Риббентроп в ожидании советских дипломатов расхаживал по своему кабинету «словно зверь в клетке».[12] В его облике почти не было того «государственного величия, которое он приберегал для особо знаменательных случаев».[13]
«Фюрер совершенно прав, напав на Россию сейчас, – твердил рейхсминистр, словно стараясь убедить в этом себя. – Русские обязательно сами напали бы на нас, если бы мы не сделали этого первыми».[14] Подчиненные Риббентропа были убеждены в том, что министр иностранных дел не сможет принять крушение своего самого главного, на его взгляд, детища – пакта Молотова—Риббентропа. Кроме того, он, возможно, уже начинал подозревать, что безрассудная авантюра Гитлера в конечном счете обернется величайшей катастрофой в истории.

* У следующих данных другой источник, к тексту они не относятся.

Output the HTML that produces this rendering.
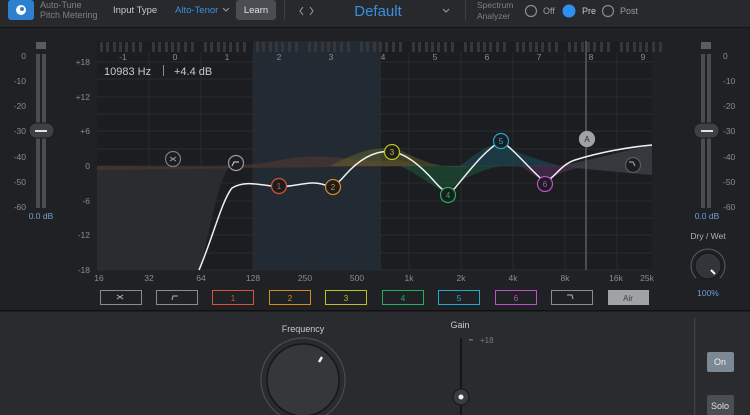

Советских дипломатов провели в огромный кабинет рейхсминистра. Широкая полоса узорного паркета вела к массивному письменному столу. Вдоль стен выстроились на постаментах бронзовые статуэтки. Подойдя к столу, Бережков удивился тому, как выглядит рейхсминистр. «У Риббентропа было опухшее лицо пунцового цвета и мутные, как бы остановившиеся, воспаленные глаза».[15] У Бережкова мелькнула мысль, что хозяин этого кабинета пьян.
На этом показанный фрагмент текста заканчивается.